Audrey takes on a job at a posh cinema to escape from her mum’s grief, only to have to associate with a boy who flirts with everyone. As part of a school assignment, she decides to tear apart film cliches that are rarely ever reality, but will being around such a flirt have an affect on this?
I absolutely love the message this book puts front and centre: love is only perfect in films, and even then – is it really? One of my favourite parts was The Kiss that talks about men in films basically pressuring the woman into wanting to be kissed. I also liked that the lack of lesbian kisses in films was pointed out. The counsellors thoughts about unrealistic relationships were very appreciated, too.
My favourite character has got to be Audreys mum, no doubt about it.

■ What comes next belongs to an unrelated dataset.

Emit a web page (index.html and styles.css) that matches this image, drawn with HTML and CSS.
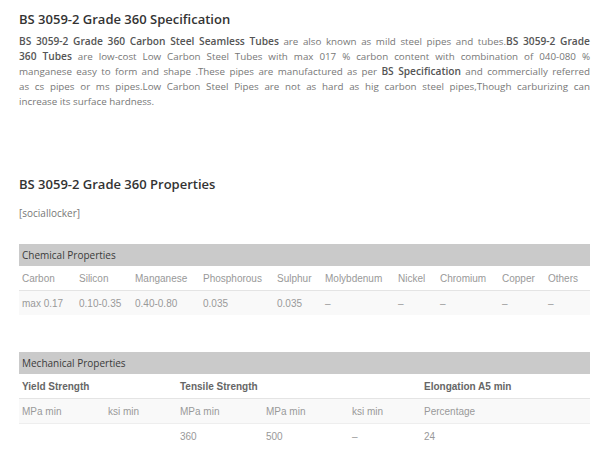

She’s really struggling (post divorce mental health crisis) and the scenes she’s in feel very raw and open. Her reactions are of someone that needs help moving on from a very tough situation.
I appreciated It Only Happens in the Movies discussing consent, safe sex and being sex positive. These are very important topics for young readers to be aware of. I’m not a big fan of reading about sexual experiences, they make me feel a bit uncomfortable (not the books fault), but I’m sure most other readers will have no problem with this.
I actually liked how this book ended, I didn’t see the Sad Thing coming but how it was resolved I was happy with. I wish more was said about Harrys family, and that Audrey wasn’t left with so much responsibility in making sure her mum stays safe.
Holly Bourne again has produced a great book, one that tackles societys views. While it’s not my favourite of hers that I’ve read, as I did find it a bit too cheesy a good chunk of times, it’s still a worthwhile read.